Years ago Alfred Poirier wrote a piece on “The Cross and Criticism“—first published in The Journal of Biblical Counseling (Spring 1999): 16–20—that I think is worth revisiting.
Poirier defines criticism broadly, referring to
any judgment made about you by another, which declares that you fall short of a particular standard.
He writes:
The standard may be God’s or man’s.
The judgment may be true or false.
It may be given gently with a view to correction, or harshly and in a condemnatory fashion.
It may be given by a friend or by an enemy.
But whatever the case, it is a judgment or criticism about you, that you have fallen short of a standard.
Here’s the key point of his analysis:
A believer is one who identifies with all that God affirms and condemns in Christ’s crucifixion.
In other words, in Christ’s cross I agree with God’s judgment of me; and in Christ’s cross I agree with God’s justification of me. Both have a radical impact on how we take and give criticism.
Here are four points that he makes:
1. Learn to critique yourself.
Here are some questions to ask:
- How do I typically react to correction?
- Do I pout when criticized or corrected?
- What is my first response when someone says I’m wrong?
- Do I tend to attack the person?
- Do I tend to reject the content of criticism?
- Do I tend to react to the manner?
- How well do I take advice?
- How well do I seek it?
- Are people able to approach me to correct me?
- Am I teachable?
- Do I harbor anger against the person who criticizes me?
- Do I immediately seek to defend myself, hauling out my righteous acts and personal opinions in order to defend myself and display my rightness?
- Can my spouse, parents, children, brothers, sisters, or friends correct me?
2. Ask the Lord to give you a desire to be wise instead of a fool.
Use Proverbs to commend to yourself the goodness of being willing and able to receive criticism, advice, rebuke, counsel, or correction.
Meditate upon these passages: Proverbs 9:9; 12:15;13:10,13; 15:32; 17:10; Psalm 141:5.
3. Focus on your crucifixion with Christ.
While I can say I have faith in Christ, and even say with Paul, “I have been crucified with Christ,” yet I still find myself not living in light of the cross. So I challenge myself with two questions.

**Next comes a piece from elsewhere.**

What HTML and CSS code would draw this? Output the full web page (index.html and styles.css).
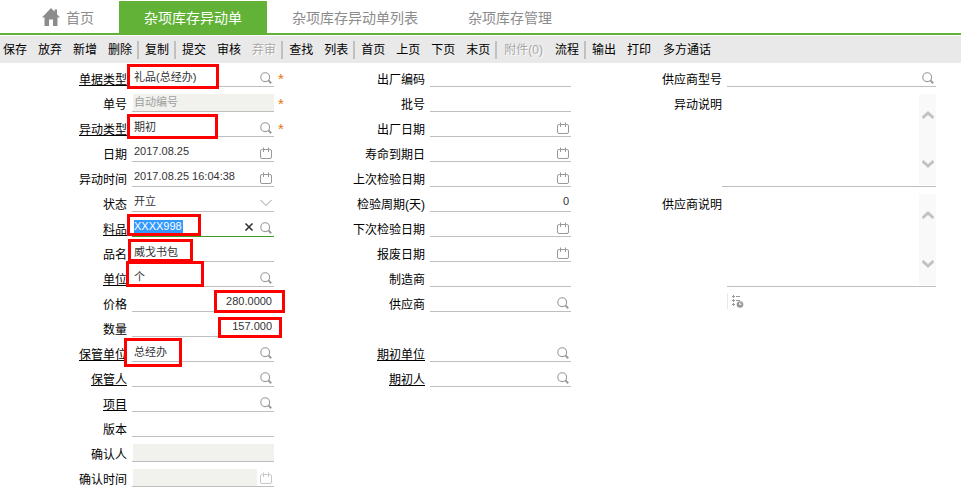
FILE: index.html
```html
<!DOCTYPE html>
<html lang="zh-CN">
<head>
<meta charset="utf-8">
<title>杂项库存异动单</title>
<link rel="stylesheet" href="styles.css">
</head>
<body>
<svg class="sprite" aria-hidden="true">
  <symbol id="search" viewBox="0 0 12 12"><circle cx="5.2" cy="5.2" r="4.4" fill="none" stroke="currentColor" stroke-width="1.1"/><path d="M8.4 8.4 11.2 11.2" stroke="currentColor" stroke-width="2"/></symbol>
  <symbol id="calendar" viewBox="0 0 12 12"><path d="M2.5 2.5H2Q.5 2.5 .5 4V10Q.5 11.500 2 11.500H10Q11.500 11.500 11.500 10V4Q11.500 2.500 10 2.500H9.500M3.500 .5V5M8.500 .5V5M2.500 2.500H9.500" fill="none" stroke="currentColor"/></symbol>
  <symbol id="down" viewBox="0 0 12 12"><path d="M.5 3 6 8.500 11.500 3" fill="none" stroke="currentColor"/></symbol>
  <symbol id="clear" viewBox="0 0 12 12"><path d="M2.500 2.500 9.500 9.500M9.500 2.500 2.500 9.500" stroke="currentColor" stroke-width="1.600"/></symbol>
  <symbol id="arrow" viewBox="0 0 12 10"><path d="M.5 8 6 3 11.500 8" fill="none" stroke="currentColor" stroke-width="3"/></symbol>
</svg>

<nav class="tabs">
  <a class="tab home" href="#"><svg class="home-icon" viewBox="0 0 18 18"><path d="M9 0 0 9.500H2.500V18H7V11.500H11V18H15.500V9.500H18L15 6.300V1.500H12.500V3.700Z" fill="currentColor"/></svg>首页</a>
  <a class="tab active" href="#" aria-current="page">杂项库存异动单</a>
  <a class="tab" href="#">杂项库存异动单列表</a>
  <a class="tab" href="#">杂项库存管理</a>
</nav>

<div class="toolbar" role="toolbar">
  <div class="group"><button>保存</button><button>放弃</button><button>新增</button><button>删除</button></div>
  <div class="group"><button>复制</button></div>
  <div class="group"><button>提交</button><button>审核</button><button disabled>弃审</button></div>
  <div class="group"><button>查找</button><button>列表</button></div>
  <div class="group"><button>首页</button><button>上页</button><button>下页</button><button>末页</button></div>
  <div class="group"><button class="wide" disabled>附件(0)</button><button>流程</button></div>
  <div class="group"><button>输出</button><button>打印</button><button class="wide">多方通话</button></div>
</div>

<form class="form">
  <div class="column">
    <div class="row"><label class="link" for="doc-type">单据类型</label><div class="field"><input id="doc-type" value="礼品(总经办)"><svg class="icon"><use href="#search"/></svg><i class="mark mark-doc"></i></div><span class="required">*</span></div>
    <div class="row"><label for="doc-no">单号</label><div class="field locked"><input id="doc-no" value="自动编号" disabled></div><span class="required">*</span></div>
    <div class="row"><label class="link" for="move-type">异动类型</label><div class="field"><input id="move-type" value="期初"><svg class="icon"><use href="#search"/></svg><i class="mark mark-move"></i></div><span class="required">*</span></div>
    <div class="row"><label for="date">日期</label><div class="field"><input id="date" value="2017.08.25"><svg class="icon"><use href="#calendar"/></svg></div></div>
    <div class="row"><label for="move-time">异动时间</label><div class="field"><input id="move-time" value="2017.08.25 16:04:38"><svg class="icon"><use href="#calendar"/></svg></div></div>
    <div class="row"><label for="status">状态</label><div class="field"><select id="status"><option>开立</option></select><svg class="icon"><use href="#down"/></svg></div></div>
    <div class="row"><label class="link" for="item">料品</label><div class="field focused"><input class="selected" id="item" value="XXXX998"><button class="clear" type="button" aria-label="清除"><svg class="icon"><use href="#clear"/></svg></button><svg class="icon"><use href="#search"/></svg><i class="mark mark-item"></i></div></div>
    <div class="row"><label for="name">品名</label><div class="field"><input id="name" value="威戈书包"><i class="mark mark-name"></i></div></div>
    <div class="row"><label class="link" for="unit">单位</label><div class="field"><input id="unit" value="个"><svg class="icon"><use href="#search"/></svg><i class="mark mark-unit"></i></div></div>
    <div class="row"><label for="price">价格</label><div class="field number"><input id="price" value="280.0000"><i class="mark mark-price"></i></div></div>
    <div class="row"><label for="quantity">数量</label><div class="field number"><input id="quantity" value="157.000"><i class="mark mark-quantity"></i></div></div>
    <div class="row"><label class="link" for="keep-dept">保管单位</label><div class="field"><input id="keep-dept" value="总经办"><svg class="icon"><use href="#search"/></svg><i class="mark mark-dept"></i></div></div>
    <div class="row"><label class="link" for="keeper">保管人</label><div class="field"><input id="keeper"><svg class="icon"><use href="#search"/></svg></div></div>
    <div class="row"><label class="link" for="project">项目</label><div class="field"><input id="project"><svg class="icon"><use href="#search"/></svg></div></div>
    <div class="row"><label for="version">版本</label><div class="field"><input id="version"></div></div>
    <div class="row"><label for="confirmer">确认人</label><div class="field locked"><input id="confirmer" disabled></div></div>
    <div class="row"><label for="confirm-time">确认时间</label><div class="field locked"><input id="confirm-time" disabled><svg class="icon"><use href="#calendar"/></svg></div></div>
  </div>

  <div class="column">
    <div class="row"><label for="factory-code">出厂编码</label><div class="field"><input id="factory-code"></div></div>
    <div class="row"><label for="batch">批号</label><div class="field"><input id="batch"></div></div>
    <div class="row"><label for="factory-date">出厂日期</label><div class="field"><input id="factory-date"><svg class="icon"><use href="#calendar"/></svg></div></div>
    <div class="row"><label for="expiry">寿命到期日</label><div class="field"><input id="expiry"><svg class="icon"><use href="#calendar"/></svg></div></div>
    <div class="row"><label for="last-check">上次检验日期</label><div class="field"><input id="last-check"><svg class="icon"><use href="#calendar"/></svg></div></div>
    <div class="row"><label for="cycle">检验周期(天)</label><div class="field number"><input id="cycle" value="0"></div></div>
    <div class="row"><label for="next-check">下次检验日期</label><div class="field"><input id="next-check"><svg class="icon"><use href="#calendar"/></svg></div></div>
    <div class="row"><label for="scrap">报废日期</label><div class="field"><input id="scrap"><svg class="icon"><use href="#calendar"/></svg></div></div>
    <div class="row"><label for="maker">制造商</label><div class="field"><input id="maker"></div></div>
    <div class="row"><label for="supplier">供应商</label><div class="field"><input id="supplier"><svg class="icon"><use href="#search"/></svg></div></div>
    <div class="row"></div>
    <div class="row"><label class="link" for="initial-dept">期初单位</label><div class="field"><input id="initial-dept"><svg class="icon"><use href="#search"/></svg></div></div>
    <div class="row"><label class="link" for="initial-person">期初人</label><div class="field"><input id="initial-person"><svg class="icon"><use href="#search"/></svg></div></div>
  </div>

  <div class="column">
    <div class="row"><label for="supplier-model">供应商型号</label><div class="field"><input id="supplier-model"><svg class="icon"><use href="#search"/></svg></div></div>
    <div class="row tall flush"><label for="move-note">异动说明</label><div class="field"><textarea id="move-note"></textarea><div class="scroll"><svg><use href="#arrow"/></svg><svg class="flip"><use href="#arrow"/></svg></div></div></div>
    <div class="row tall"><label for="supplier-note">供应商说明</label><div class="field"><textarea id="supplier-note"></textarea><div class="scroll"><svg><use href="#arrow"/></svg><svg class="flip"><use href="#arrow"/></svg></div></div></div>
    <div class="row extra"><button class="history" type="button" aria-label="记录"><svg viewBox="0 0 12 13"><path d="M0 1.500H3M1.500 0V3M0 5.500H3M1.500 4V7M0 9.500H3M1.500 8V11M4 1.500H8M4 5.500H8" stroke="#999" fill="none"/><circle cx="8" cy="9.500" r="3.300" fill="#999"/><path d="M7.800 7.500V9.700L9.500 9" stroke="#fff" fill="none"/></svg></button></div>
  </div>
</form>
</body>
</html>
```
FILE: styles.css
```css
* {
  box-sizing: border-box;
}

body {
  margin: 0;
  background: #fff;
  color: #000;
  font: 12px "Liberation Sans", "Noto Sans CJK SC", sans-serif;
}

.sprite {
  display: none;
}

.tabs {
  display: flex;
  height: 35px;
  padding: 1px 0 0 17px;
  border-bottom: 2px solid #61b236;
}

.tab {
  display: flex;
  align-items: center;
  padding: 0 25px;
  color: #8c8c8c;
  font-size: 14px;
  text-decoration: none;
  white-space: nowrap;
}

.tab.active {
  background: #61b236;
  color: #fff;
}

.home-icon {
  width: 18px;
  height: 18px;
  margin-right: 6px;
}

.toolbar {
  display: flex;
  align-items: center;
  height: 27px;
  margin-top: 1px;
  padding-left: 3px;
  background: #e9e9e9;
}

.group {
  display: flex;
  gap: 11px;
}

.group + .group {
  margin-left: 5px;
  padding-left: 6px;
  border-left: 2px solid #c0c0c0;
}

button {
  padding: 0;
  border: 0;
  background: none;
  color: #000;
  font: inherit;
  line-height: 18px;
  white-space: nowrap;
}

button:disabled {
  color: #a8a8a8;
  text-shadow: 1px 1px #fff;
}

.wide {
  padding: 0 1px;
}

.form {
  display: grid;
  grid-template-columns: 298fr 297fr 366fr;
  padding-top: 5px;
}

.column {
  min-width: 0;
}

.row {
  display: flex;
  align-items: flex-start;
  height: 25px;
  padding-right: 24px;
}

.column:last-child .row {
  padding-right: 25px;
}

label {
  width: 127px;
  flex: none;
  margin-right: 5px;
  line-height: 24px;
  text-align: right;
}

.link {
  text-decoration: underline;
}

.field {
  position: relative;
  display: flex;
  flex: 1;
  align-items: center;
  min-width: 0;
  height: 19px;
  padding-right: 2px;
  border-bottom: 1px solid #bfbfbf;
}

.field.focused {
  border-color: #3f9b28;
}

input,
select,
textarea {
  flex: 1;
  min-width: 0;
  height: 17px;
  margin: 0;
  padding: 0 0 2px 2px;
  border: 0;
  outline: 0;
  background: none;
  color: #333;
  font: 11px "Liberation Sans", "Noto Sans CJK SC", sans-serif;
  appearance: none;
  resize: none;
}

.number input {
  padding: 0 0 2px;
  text-align: right;
}

.locked {
  padding-right: 0;
}

.locked input {
  margin-left: 1px;
  padding-left: 1px;
  background: #f1f1ed;
  color: #a0a0a0;
}

.locked .icon {
  margin: 2px 2px 0 3px;
  color: #c8c8c8;
}

.selected {
  flex: none;
  width: 49px;
  height: 13px;
  margin: 0 0 2px 2px;
  padding: 0;
  background: #3399ff;
  color: #fff;
}

.icon {
  display: block;
  flex: none;
  width: 12px;
  height: 12px;
  margin-top: 2px;
  color: #999;
}

.clear {
  margin: 0 5px 0 auto;
}

.clear .icon {
  margin: 0;
  color: #333;
}

.required {
  width: 24px;
  margin-right: -24px;
  padding-left: 4px;
  color: #e8740c;
  font-size: 15px;
  line-height: 22px;
}

.mark {
  position: absolute;
  border: 3px solid #f00;
  pointer-events: none;
}

.mark-doc { left: -5px; top: -4px; width: 92px; height: 25px; }
.mark-move { left: -5px; top: -4px; width: 91px; height: 25px; }
.mark-item { left: -5px; top: -4px; width: 74px; height: 22px; }
.mark-name { left: -4px; top: -4px; width: 65px; height: 23px; }
.mark-unit { left: -6px; top: -7px; width: 78px; height: 26px; }
.mark-price { right: -11px; top: -3px; width: 71px; height: 23px; }
.mark-quantity { right: -8px; top: -1px; width: 64px; height: 21px; }
.mark-dept { left: -8px; top: -5px; width: 58px; height: 29px; }

.tall {
  height: 100px;
}

.tall .field {
  align-items: stretch;
  height: 94px;
  padding: 1px 0;
}

.tall textarea {
  height: auto;
}

.flush label {
  margin-right: 0;
}

.scroll {
  display: flex;
  flex-direction: column;
  align-items: center;
  justify-content: space-between;
  width: 17px;
  padding: 16px 0;
  background: #f9f9f9;
  color: #c2c2c2;
}

.scroll svg {
  width: 12px;
  height: 10px;
}

.flip {
  transform: rotate(180deg);
}

.extra {
  padding-left: 132px;
}

.history {
  height: 16px;
  padding-left: 4px;
  border-left: 1px solid #e8e8e8;
}

.history svg {
  display: block;
  width: 12px;
  height: 13px;
}
```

- If I continually squirm under the criticism of others, how can I say I know and agree with the criticism of the cross?
- If I typically justify myself, how can I say I know, love, and cling to God’s justification of me through Christ’s cross?
This drives me back to contemplating God’s judgment and justification of the sinner in Christ on the cross. As I meditate on what God has done in Christ for me, I find a resolve to agree with and affirm all that God says about me in Christ, with whom I’ve been crucified.
4. Learn to speak nourishing words to others.
I want to receive criticism as a sinner living within Jesus’s mercy, so how can I give criticism in a way that communicates mercy to another?
- Accurate, balanced criticism, given mercifully, is the easiest to hear—and even against that my pride rebels.
- Unfair criticism or harsh criticism (whether fair or unfair) is needlessly hard to hear.
How can I best give accurate, fair criticism, well tempered with mercy and affirmation?
The following attitudes are essential to giving criticism in a godly way:
- I see my brother/sister as one for whom Christ died (1 Cor. 8:11; Heb. 13:1).
- I come as an equal, who also is a sinner (Rom. 3:9, 23).
- I prepare my heart lest I speak out of wrong motives (Prov. 16:2; 15:28; 16:23).
- I examine my own life and confess my sin first (Matt. 7:3-5).
- I am always patient, in it for the long haul (Eph. 4:2; 1 Cor. 13:4).
- My goal is not to condemn by debating points, but to build up through constructive criticism (Eph. 4:29).
- I correct and rebuke my brother gently, in the hope that God will grant him the grace of repentance even as I myself repent only through His grace (2 Tim. 2:24-25).